As the l’ri-an left, I said, ‘Hal, I haven’t suggested this before, partly because we have comparatively little data on Orthean physiology, but one of the Company medics –’
Haltern shook his head.
I asked, ‘Why not?’
With no self pity or melodrama, but with infinite regret, he said, ‘It would make no difference. I shall die quite soon.’
Half of me was shocked, half not. Well, I have been with Ortheans long enough to know something of them; that accounts fully for the sense of familiarity. I came to sit on the couch-chair beside him.
‘Soon?’
‘Soon, S’aranth. No,’ he lifted one thin hand, and when his pale blue eyes met mine, they were full of a wicked humour. ‘I shall use this, you see. I hope to see Meduenin as T’An Suthai-Telestre. Midsummer falls in six days. Now if I tell the new T’An Rimon that I stay only to see him as Crown …’
A sudden lack of expression crossed his face. He lifted a hand to his mouth. I saw that he chewed ataile leaf, that herb that brings both pleasure and eradication of pain.
‘Hal –’
‘Ataile is a small vice. Nor I think, now, shall I be concerned over its addictive properties. No,’ he said, quite differently, ‘don’t grieve, Christie.’
‘Hal, do you remember, in Roehmonde; that woman Sethin was ill, and she said she wouldn’t stay for the pain? You sta
y. That’s what hurts me now. I wish you’d let me call a medic in.’
‘If it pleases you, do.’
The fire in the brazier burned low. I leaned forward to put ziku-wood chips on it.
‘You mustn’t weep,’ he said. ‘Christie, you were so young when I first saw you, so frightened and so shrewd! I have you to thank if I understand anything at all of offworlders.’ He rested a hand on my shoulder, and there was no weight there; bones thin and hollow as a bird’s. He said, ‘This body pains me. Still, I would live, if I could, any way that I could –’
I looked up, startled, unguarded.
‘– How can I leave young Meduenin without some guiding hand? And the telestres? Your people, I don’t trust them, Christie; I never have. To go to Her now –’ He broke off. The pale and whiteless blue eyes were veiled with membrane. In the wreckage of that face I could still see him: Crown Messenger, politician, spy, friend.
I said, ‘Cassirur Almadhera doesn’t regret death, for herself, or for others.’
‘Ah.’ Hal nodded. ‘That’s the church. But no matter that we return, it means losing this life, these people; and it’s arrogant of me to think I can’t be spared, isn’t it, S’aranth? Arrogant and true. We have no Suthafiori, no Kanta Andrethe, now.’
He leaned forward to the table to pour herb-tea. The weight of the stone jug was all but too much. I dared not help him. The cold of the stone walls must have got into my bones: somewhere deep inside I was shivering. You mustn’t grieve, he said. Ah, Hal. That sly, quiet humour of his; now it hurts.

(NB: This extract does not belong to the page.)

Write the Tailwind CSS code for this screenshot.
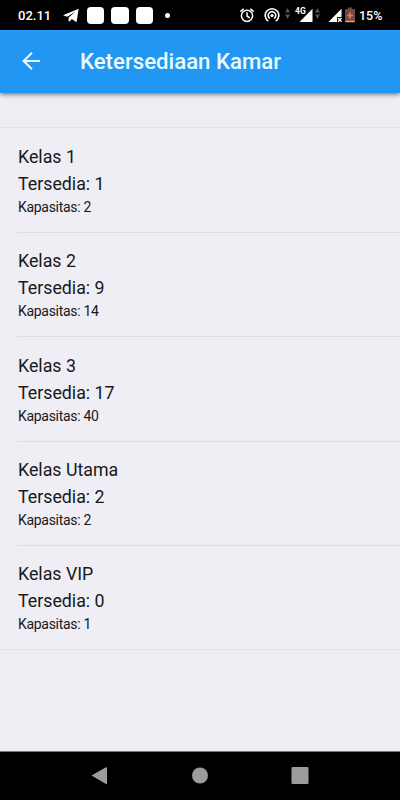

‘Let me sit with you for a while,’ I said. ‘Hal, I don’t believe what you do. We shan’t meet again.’
He pulled the zilmei furs more closely round him. ‘We can’t afford to sit, Christie, with only six days until Midsummer – I must have people come here, if I can’t go to them; you can tell me what happens in the city. I shall be in the Wellhouse on solstice day.’
He paused then, and more quietly said, ‘You and she were alike. You and the Orhlandis. If I see her in that bright realm, will she ask me why I’ve abandoned the land? What will I say to her?’